基于多GNSS天线的惯导残余旋转调制姿态误差精确补偿技术研究

To ensure precision the strike capability of the shipborne weapon system and accuracy of the vector gravimetry, the high accuracy attitude provided by navigation system (INS) is needed. To suppress the attitude error caused by the sensor errors of the INS, the rotating method is often utilized to compensate for the sensor errors. However, the residual oscillatory attitude error (ROAE) of above 10 arcsec amplitude, caused by the periodically rotating method, could not be prevented. In view of the fact that the global navigation satellite system (GNSS) can provide the attitude in real time, the accurate ROAE real time compensation method is proposed utilizing the attitude reference provided by the GNSS. First, the accurate ROAE model is built and the periodic property of ROAE is given. Second, two optical tracking and measuring systems, three ships and three GNSS antennas are integrated to lengthen the dynamic baselines between three GNSS antennas to achieve high accuracy attitude. Third, the GNSS/INS integration model is designed to get the attitude difference between the attitude provided by the GNSS and that of the INS. Based on the ROAE model and attitude difference, the accurate ROAE estimation algorithm is proposed by combining the accurate jerk model and robust adaptive Kalman filter, and the relation between the compensation accuracy and the magnitudes of the different error sources caused by the GNSS/INS is also given. Finally, based on the existing swaying and sea test data, the semi physical simulation experiment is conducted to verify the theory and algorithm of the accurate ROAE compensation technology. The ROAE compensation accuracy is expected to be increased by two times and reach three arcsec.

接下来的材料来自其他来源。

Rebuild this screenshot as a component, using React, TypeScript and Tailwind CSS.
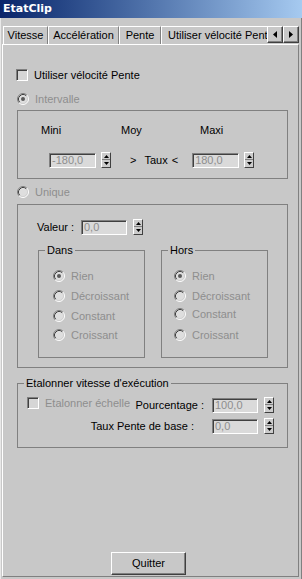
import React from "react";

const sunken =
  "border border-t-[#808080] border-l-[#808080] border-b-white border-r-white shadow-[inset_1px_1px_0_#404040]";
const raised =
  "border border-t-white border-l-white border-r-[#404040] border-b-[#404040] shadow-[inset_-1px_-1px_0_#808080]";

function Radio({ checked }: { checked?: boolean }) {
  return (
    <svg width="12" height="12" viewBox="0 0 12 12" className="shrink-0">
      <circle cx="6" cy="6" r="5" fill="#dedede" />
      <path d="M2.11 9.89 A5.5 5.5 0 0 1 9.89 2.11" fill="none" stroke="#808080" strokeWidth="1" />
      <path d="M9.89 2.11 A5.5 5.5 0 0 1 2.11 9.89" fill="none" stroke="#ffffff" strokeWidth="1" />
      <path d="M2.82 9.18 A4.5 4.5 0 0 1 9.18 2.82" fill="none" stroke="#404040" strokeWidth="1" />
      <path d="M9.18 2.82 A4.5 4.5 0 0 1 2.82 9.18" fill="none" stroke="#d0d0d0" strokeWidth="1" />
      {checked && <circle cx="6" cy="6" r="2" fill="#5a5a5a" />}
    </svg>
  );
}

function Check() {
  return <div className={"w-[12px] h-[12px] shrink-0 bg-[#d6d6d6] " + sunken} />;
}

function Edit({ value, className }: { value: string; className: string }) {
  return (
    <div
      className={
        "h-[15px] shrink-0 bg-[#dadada] text-[#8e8e8e] leading-[12px] pl-[2px] overflow-hidden whitespace-nowrap " +
        sunken +
        " " +
        className
      }
    >
      {value}
    </div>
  );
}

function Spinner() {
  return (
    <div className="w-[10px] h-[16px] shrink-0 flex flex-col bg-[#cccccc] border border-t-white border-l-white border-r-[#404040] border-b-[#404040]">
      <div className="h-[7px] flex items-center justify-center border-b border-b-[#808080]">
        <svg width="5" height="3" viewBox="0 0 5 3">
          <path d="M2.5 0 L5 3 L0 3 Z" fill="#000" />
        </svg>
      </div>
      <div className="flex-1 flex items-center justify-center">
        <svg width="5" height="3" viewBox="0 0 5 3">
          <path d="M0 0 L5 0 L2.5 3 Z" fill="#000" />
        </svg>
      </div>
    </div>
  );
}

function RadioRow({
  label,
  checked,
  className,
}: {
  label: string;
  checked?: boolean;
  className: string;
}) {
  return (
    <div className={"flex items-center h-[12px] " + className}>
      <Radio checked={checked} />
      <span className="ml-[6px] leading-[13px] text-[#8e8e8e] whitespace-nowrap">{label}</span>
    </div>
  );
}

export default function App() {
  return (
    <div className="w-[302px] h-[579px] bg-[#c8c8c8] flex flex-col overflow-hidden font-['Liberation_Sans',Arial,sans-serif] text-[11px] text-black">
      {/* Title bar */}
      <div className="h-[18px] shrink-0 bg-gradient-to-r from-[#0a246a] to-[#a6caf0] text-white font-bold font-['DejaVu_Sans',sans-serif] text-[11px] leading-[18px] pl-[3px]">
        EtatClip
      </div>

      {/* Body */}
      <div className="flex-1 flex flex-col border-l border-l-[#e8e8e8] border-r border-r-[#808080] pl-[1px] pr-[2px] pb-[2px]">
        {/* Tabs */}
        <div className="mt-[8px] h-[18px] ml-[1px] flex shrink-0 overflow-hidden">
          <div className="w-[45px] shrink-0 flex items-center justify-center pb-[1px] border-t border-l border-t-white border-l-white border-r border-r-[#808080]">
            Vitesse
          </div>
          <div className="w-[71px] shrink-0 flex items-center justify-center pb-[1px] border-t border-l border-t-white border-l-white border-r border-r-[#808080]">
            Accélération
          </div>
          <div className="w-[42px] shrink-0 flex items-center justify-center pb-[1px] border-t border-l border-t-white border-l-white border-r border-r-[#808080]">
            Pente
          </div>
          <div className="flex-1 min-w-0 flex items-center pl-[6px] pb-[1px] whitespace-nowrap overflow-hidden border-t border-l border-t-white border-l-white">
            Utiliser vélocité Pente
          </div>
          <div className={"w-[16px] h-[17px] shrink-0 flex items-center justify-center bg-[#c8c8c8] " + raised}>
            <svg width="4" height="7" viewBox="0 0 4 7">
              <path d="M4 0 L4 7 L0 3.5 Z" fill="#000" />
            </svg>
          </div>
          <div className={"w-[16px] h-[17px] shrink-0 flex items-center justify-center bg-[#c8c8c8] " + raised}>
            <svg width="4" height="7" viewBox="0 0 4 7">
              <path d="M0 0 L4 3.5 L0 7 Z" fill="#000" />
            </svg>
          </div>
        </div>

        {/* Panel */}
        <div className="flex-1 flex flex-col border border-t-white border-l-white border-r-[#808080] border-b-[#808080]">
          {/* Utiliser vélocité Pente */}
          <div className="mt-[24px] pl-[13px] h-[12px] flex items-center">
            <Check />
            <span className="ml-[6px] leading-[13px]">Utiliser vélocité Pente</span>
          </div>

          <RadioRow label="Intervalle" checked className="mt-[12px] pl-[14px]" />

          {/* Group 1 */}
          <div className="mt-[5px] ml-[14px] w-[271px] h-[69px] shrink-0 border border-[#808080] flex flex-col">
            <div className="mt-[13px] h-[13px] leading-[13px] flex pl-[23px]">
              <span className="w-[80px]">Mini</span>
              <span className="w-[79px]">Moy</span>
              <span>Maxi</span>
            </div>
            <div className="mt-[15px] h-[16px] flex items-center pl-[31px]">
              <Edit value="-180,0" className="w-[47px]" />
              <span className="ml-[5px]">
                <Spinner />
              </span>
              <span className="ml-[19px] leading-[13px]">&gt;</span>
              <span className="ml-[8px] leading-[13px]">Taux</span>
              <span className="ml-[4px] leading-[13px]">&lt;</span>
              <span className="ml-[14px]">
                <Edit value="180,0" className="w-[47px]" />
              </span>
              <span className="ml-[5px]">
                <Spinner />
              </span>
            </div>
          </div>

          <RadioRow label="Unique" className="mt-[7px] pl-[14px]" />

          {/* Group 2 */}
          <div className="mt-[6px] ml-[14px] w-[271px] h-[164px] shrink-0 border border-[#808080] flex flex-col">
            <div className="mt-[14px] h-[16px] flex items-center pl-[19px]">
              <span className="w-[44px] leading-[13px]">Valeur :</span>
              <Edit value="0,0" className="w-[46px]" />
              <span className="ml-[6px]">
                <Spinner />
              </span>
            </div>
            <div className="mt-[9px] flex pl-[20px] gap-[16px]">
              <fieldset className="w-[107px] h-[114px] border border-[#808080]">
                <legend className="ml-[6px] px-[2px] leading-[13px]">Dans</legend>
                <RadioRow label="Rien" checked className="mt-[13px] pl-[14px]" />
                <RadioRow label="Décroissant" className="mt-[8px] pl-[14px]" />
                <RadioRow label="Constant" className="mt-[8px] pl-[14px]" />
                <RadioRow label="Croissant" className="mt-[7px] pl-[14px]" />
              </fieldset>
              <fieldset className="w-[107px] h-[114px] border border-[#808080]">
                <legend className="ml-[6px] px-[2px] leading-[13px]">Hors</legend>
                <RadioRow label="Rien" checked className="mt-[13px] pl-[12px]" />
                <RadioRow label="Décroissant" className="mt-[8px] pl-[12px]" />
                <RadioRow label="Constant" className="mt-[6px] pl-[12px]" />
                <RadioRow label="Croissant" className="mt-[9px] pl-[12px]" />
              </fieldset>
            </div>
          </div>

          {/* Group 3 */}
          <fieldset className="mt-[9px] ml-[14px] w-[271px] h-[71px] shrink-0 border border-[#808080]">
            <legend className="ml-[6px] px-[2px] leading-[13px]">Etalonner vitesse d'exécution</legend>
            <div className="mt-[7px] h-[16px] flex items-center">
              <div className="w-[194px] h-[16px] flex">
                <div className="ml-[9px] self-start">
                  <Check />
                </div>
                <span className="ml-[6px] self-start leading-[13px] text-[#8e8e8e]">Etalonner échelle</span>
                <span className="ml-auto mr-[8px] self-center leading-[13px]">Pourcentage :</span>
              </div>
              <Edit value="100,0" className="w-[46px]" />
              <span className="ml-[6px]">
                <Spinner />
              </span>
            </div>
            <div className="mt-[5px] h-[16px] flex items-center">
              <div className="w-[194px] text-right pr-[18px] leading-[13px]">Taux Pente de base :</div>
              <Edit value="0,0" className="w-[46px]" />
              <span className="ml-[6px]">
                <Spinner />
              </span>
            </div>
          </fieldset>

          {/* Button */}
          <div className="mt-auto mb-[1px] pl-[108px]">
            <button className={"w-[75px] h-[23px] bg-[#c8c8c8] leading-[13px] " + raised}>Quitter</button>
          </div>
        </div>
      </div>
    </div>
  );
}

为满足舰载武器系统精确打击和高精度矢量重力测量要求，亟需惯性导航（惯导）准确测量姿态。惯导常采用旋转调制技术来抑制惯性器件误差以提高姿态精度，但会引起10角秒量级以上的残余旋转调制姿态误差，未有方法补偿该误差。鉴于全球卫星导航系统（GNSS）能实时测量姿态，项目提出以GNSS姿态为参考的残余旋转调制姿态误差精确补偿技术。首先建立残余旋转调制姿态误差精确模型并阐明其周期特性；提出组合三船、双光学跟踪测量系统和三GNSS天线来构建双动态基线以获得高精度姿态；设计GNSS/惯导联合测姿框架以获得GNSS和惯导的姿态差。获得精确模型和姿态差后，结合抗差自适应Kalman滤波器和加加速度模型，提出残余旋转调制姿态误差精确补偿算法并阐明其补偿精度规律。最后设计半实物仿真实验，结合已有摇摆和海上试验数据，验证残余旋转调制姿态误差精确补偿理论和算法, 使补偿精度提高2倍，达到3角秒。

为满足舰载武器系统精确打击和高精度矢量重力测量要求，亟需惯导准确测量姿态。惯导常采用旋转调制技术来抑制惯性器件误差以提高姿态精度，但会引起10角秒量级以上的残余旋转调制姿态误差，未有方法补偿该误差。鉴于全球卫星导航系统（GNSS）能实时测量姿态，项目提出以GNSS姿态为参考的残余旋转调制姿态误差精确补偿技术。首先，建立了单、双轴旋转惯导旋转调制姿态误差精确模型，全面阐明了单、双轴旋转惯导陀螺安装误差、陀螺比力因子误差、陀螺零偏、旋转装置安装误差等误差参数与旋转调制实时姿态误差之间的传递规律，进而提高了残余旋转调制姿态误差模型精度；提出了基于双旋转惯导姿态差的安装误差自标校算法，建立了基于双旋转惯导姿态差的闭环卡尔曼滤波器模型，解决了船上双旋转惯导海上陀螺安装误差自标校问题，提高了旋转调制姿态误差初始标校精度；建立了基于三船、双光学跟踪测量系统和三GNSS天线的双GNSS动态基线姿态测量模型，提高了海上GNSS姿态测量精度；设计了GNSS/惯导联合测姿框架，实现了GNSS/惯导的精确对准。获得精确模型和姿态差后，提出了残余旋转调制姿态误差精确补偿算法并阐明了补偿精度规律，利用半实物仿真实验和海上实验验证了残余旋转调制姿态误差精确补偿理论和算法，残余旋转调制姿态误差精度提高了3倍，达到2角秒。